[Core feature] Support for Native JSON types in flyte
Motivation: Why do you think this is important?
Currently flyte supports JSON through protobuf Struct. This causes a lot of problems for the users, especially when using ints as Structs only store numbers - which are double values.
Goal: What should the final outcome look like, ideally?
Support a new FlyteIDL.LiteralType called LiteralType.JSON. So users can simply use any object that dumps to a JSON using binary / bytearray as the transport layer.
It should be possible to also have customer json serializers and deserializers for the data like JsonPickle etc
Describe alternatives you've considered
New literalType called LiteralType.JSON This maps to a Literal of type binary (wire format) Optionally the metadata / schema can be extracted and stored
Propose: Link/Inline OR Additional context
No response
Are you sure this issue hasn't been raised already?
- [X] Yes
Have you read the Code of Conduct?
- [X] Yes
To support native JSON types in Flyte, you propose introducing a new LiteralType.JSON in FlyteIDL, using binary/bytearray for transport, and allowing custom JSON serializers/deserializers. This approach aims to address issues with current JSON handling via protobuf Struct, particularly with integer representation.
Would you like more detail on how to implement this feature or any potential challenges?
Sources:
This is an AI-generated response and your feedback is appreciated! Please leave a 👍 if this is helpful and 👎 if it is not.
Mention @runllm to ask follow-up questions. See runllm.com for more!
Related to https://github.com/flyteorg/flyte/issues/4505
#take
From https://github.com/flyteorg/flyte/issues/4505#issuecomment-2060451042, I see the follow Python types that can use Literal.JSON:
dicts->JsonPickledataclasses-> UseMashumuro'sencoders/decorders or the object'sto_json+from_json(These methods are defined withDataClassJSONMixin)
@kumare3 Are you considering other Python types that would use Literal.JSON?
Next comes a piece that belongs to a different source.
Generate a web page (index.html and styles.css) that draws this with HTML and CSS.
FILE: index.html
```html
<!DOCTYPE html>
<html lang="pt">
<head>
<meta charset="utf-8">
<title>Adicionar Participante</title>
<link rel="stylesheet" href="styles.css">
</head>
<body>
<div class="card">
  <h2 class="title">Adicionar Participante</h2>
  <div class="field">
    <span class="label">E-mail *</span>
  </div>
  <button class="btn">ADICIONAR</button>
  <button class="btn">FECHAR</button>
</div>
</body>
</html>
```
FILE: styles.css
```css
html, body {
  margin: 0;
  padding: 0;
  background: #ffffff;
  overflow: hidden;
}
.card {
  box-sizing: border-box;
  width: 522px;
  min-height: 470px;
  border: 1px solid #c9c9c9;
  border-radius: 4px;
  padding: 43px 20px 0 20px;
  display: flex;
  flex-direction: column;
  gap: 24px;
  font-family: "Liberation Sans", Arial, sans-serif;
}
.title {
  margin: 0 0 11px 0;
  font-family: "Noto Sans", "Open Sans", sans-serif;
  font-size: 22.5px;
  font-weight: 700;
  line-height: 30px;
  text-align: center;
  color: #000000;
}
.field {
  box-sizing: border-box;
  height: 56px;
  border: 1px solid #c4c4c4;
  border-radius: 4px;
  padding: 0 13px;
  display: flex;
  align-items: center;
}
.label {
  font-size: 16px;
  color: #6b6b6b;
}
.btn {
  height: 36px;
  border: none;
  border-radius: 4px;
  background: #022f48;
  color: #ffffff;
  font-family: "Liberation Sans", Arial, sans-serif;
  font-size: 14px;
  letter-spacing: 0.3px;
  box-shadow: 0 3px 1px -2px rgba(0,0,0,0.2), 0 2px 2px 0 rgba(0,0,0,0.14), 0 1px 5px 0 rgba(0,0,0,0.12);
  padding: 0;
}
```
I am saying wholesale migration to json for these unsupported types from struct
https://github.com/flyteorg/flyte/pull/5337
The PRs will be created as follows:
-
Flyte [Flyte][1][IDL] Binary IDL With MessagePack [Flyte][2][Literal Type For Scalar] Binary IDL With MessagePack [Flyte][3][Attribute Access] Binary IDL With MessagePack [Flyte][4][FlyteCTL] Binary IDL With MessagePack [Flyte][5][Compiler][Struct Literal Type using JSON SCHEMA] Binary IDL With MessagePack
-
flytekit [flytekit][1][SimpleTransformer] Binary IDL With MessagePack [flytekit][2][untyped dict] Binary IDL With MessagePack [flytekit][3] [list, dict and nested cases] Binary IDL With MessagePack [flytekit][4][pure dataclass and nested dataclass] Binary IDL With MessagePack [flytekit][5][Attribute Access] Binary IDL With MessagePack [flytekit][6][Flyte Types] Binary IDL With MessagePack
follow up:
for flytekit, we can suport Dict[int, dataclass] as input, but this need to also change click_types.py, which will be big enough to open a new PR.
follow up 2:
we should consider rewrite get_literal_type for Dict[int, dataclasss] attribute access.
we should consider rewrite get_literal_type for Dict[int, dataclasss] attribute access
what is this now and what should it be?
we should consider rewrite get_literal_type for Dict[int, dataclasss] attribute access
what is this now and what should it be?
now: Dict[int, dataclasss] not supported, and Dict[int, dataclasss] not supported with attribute access
after: Dict[int, dataclasss] supported, and Dict[int, dataclasss] supported with attribute access
get_literal_type is the function to provide each field in the Dict for the propeller to access the attribute's type.